New media is a whole new ball-game for the communications industry and it’s one that has evolved fairly quickly. Consumers have a plethora of information available to them anywhere and at anytime and such accessibility boasts tremendous publicity opportunities for businesses, provided it’s handled professionally. Digital media, publicity and reputation management go hand-in-hand, and that’s why PR continues to be a key arm of both small and large businesses.

The new media channels offer additional avenues for organisations and individuals  to communicate with their audiences, however that doesn’t mean that it makes it easier to communicate messages now. In actual fact, it means organisations must get smarter, more nimble and more strategic than ever before. It’s also important to note that  the fundamentals of  traditional media and PR remain untouched and are still well and truly the crux of a successful communications campaign. Consumers still want news, information and  narratives from credible news and industry sources. The key for PR professionals is to inject the new media into a campaign so that it works in unison with the traditional realms.  When you strike a balance between the two, the result is more powerful communications and messaging.

That balance comes down to strategy. Just like a traditional media release, pitch to a journalist or company statement – every single word that is written or spoken on new media must be part of an overriding strategy. That means that every single post, image, video clip, comment or blog must be there and on the right channel, for a solid reason.
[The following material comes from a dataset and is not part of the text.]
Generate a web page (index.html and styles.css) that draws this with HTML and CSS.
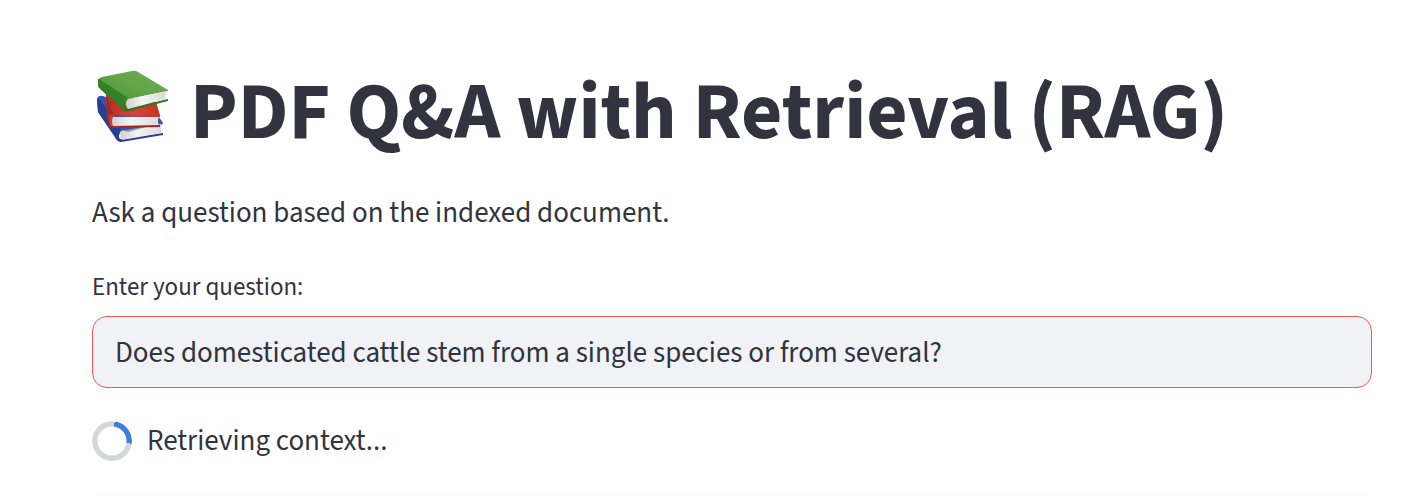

It must complement the mechanisms, timing and goals of the traditional PR plan. Once that strategy is devised, it must be implemented with a detailed schedule to ensure the platforms work in synergy.

To strike that synergy and maximise both traditional and new media opportunities, a useful way to look at the two mechanisms is:  Traditional media and PR drives a professional communications campaign. New media allows a business to continue to create traction and awareness (in a softer, more personable tone) in-between the ‘news worthy’ activity used in the  traditional media campaigns.

Both realms require their own compelling and authentic content. Both  require their own high-quality visuals. Both realms require professional relationships and contacts with industry sources. Both  require careful execution, together with  skilled management.

Traditional media and PR still has control of the steering wheel in terms of credible press coverage, publicity, reputation management and industry and corporate communications, but when  backed up with the right content as part of an integrated digital communications program, there can be an exponential lift in the  value to  a  business.

Embrace the new media communications, but just remember that it doesn’t replace  traditional communications. Strategise the campaign to find the synergy.